I guess this is what happens when our Englishman chops dovetails and sips scotch late into the night..
Ok.. anyway, nice week, didn’t feel too productive,but that’s just how some weeks are. I spent most of my time mocking up my stand for the display cabinet, figuring out height, shape of legs, apron and all that. I mocked it up in poplar, which for those of you who might not know, is cheap, abundant, and not the prettiest wood. So, it’s perfect for roughing out shapes and getting a template to go on. I’m sure as we spend more years doing this a complete mock-up might not be necessary, maybe just one leg to get the shape. But, for here in school and for the learning process, seeing full-scale really helps to visualize the final outcome. Yup, being that poplar is a light color wood when I came to a dimension that I thought looked good Robert told me to spray paint it the color of the wood I wanted to use. See, a darker wood on a leg for instance will look thinner than the same dimension on a lighter wood…Don’t believe me…then go try it! So I painted it and it then looked too skinny, back to the beginning. I finally decided on the stand and got the wood roughed out to a bit larger than the final D and let it set over the weekend to settle. I’m going with the afrimosia for the stand, kinda almost caramelly in color after the oil is applied, and a small hunk of bocote for the bank of drawer fronts.
Afrimosia is on the right, bocote left.
This was the plank of afrimosia, it took three of us and Robert (who has the combined strength of two Russian powerlifters) to rip this guy in the bandsaw. It was 11 feet by ….however wide it looks in the pic?
Enter the wood room, (this ones for you Scott Aspelin)
All kinds of primo stuff in here, narra, kwilla, black limba, claro walnut, port orford, deodar and lebanon cedar, becote’, boxwood, english sycamore, wenge, olive, afrimosia, shedua, monterey cyprus, swiss pear….. you get the idea…all in large 8/4 plus planks. Which brings me to something I haven’t mentioned, but was one of the first things we learned here at IP, “grain graphics”. Being able to cut into a plank and get the grain to do what you want, to flow with the piece and have your eye not be disrupted by swirly or crazy grain. (ie- those old oak kitchen cabinets). With thin stock you just don’t have the option to do that.

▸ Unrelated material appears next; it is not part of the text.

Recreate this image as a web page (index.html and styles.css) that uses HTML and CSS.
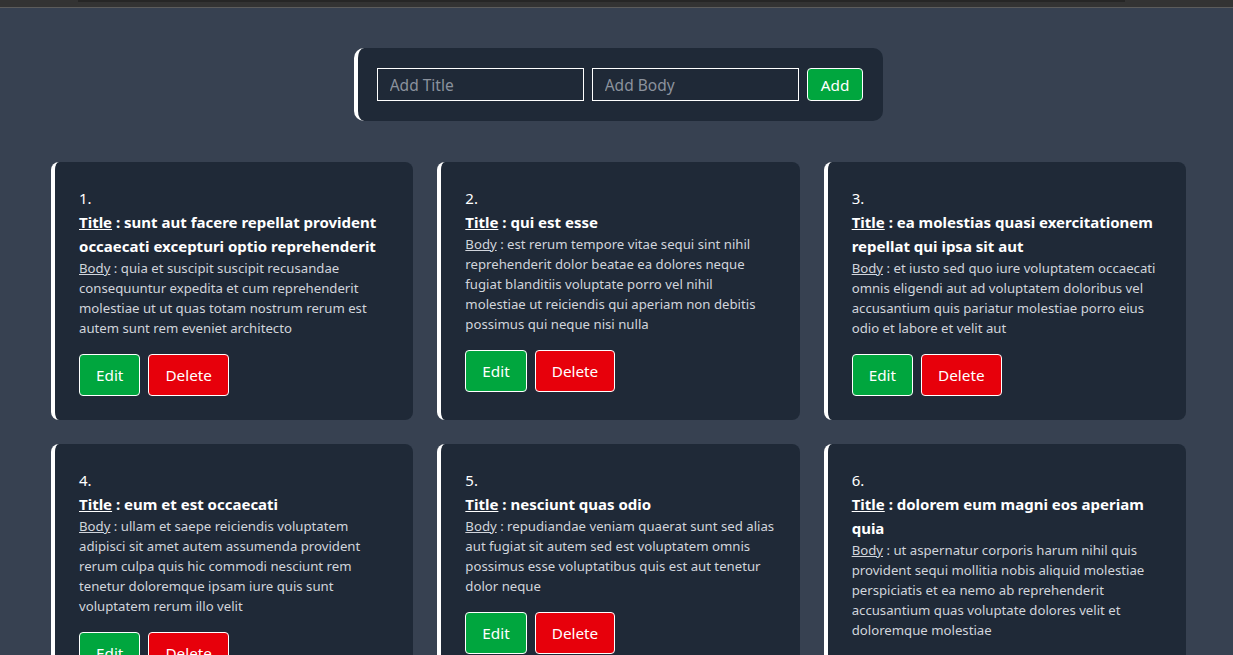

For example, on any kind of leg it would be ideal to have the grain going straight down or compliment the curve on all sides, or on a concave front cabinet you want the grain on the top edge to smile, and the grain on the bottom edge to frown. There are exceptions to these rules, and for the most part these separate details might go unoticed, but as a whole the observer should see continuity and possibly say, “I don’t know why, but that just looks good.” Probably because the maker took time to work with or make the grain do what he needed.
It might be hard to see here, but the top of the frame, which is slightly concave, has a smile in the grain lines and the bottom piece has a frown. Maybe just click on the pic, it will get bigger and you can see what I’m talking about…
So I’m learning, it’s the subtle things that go into this craft that allows the piece to sit in a room quietly and be a joy to look at.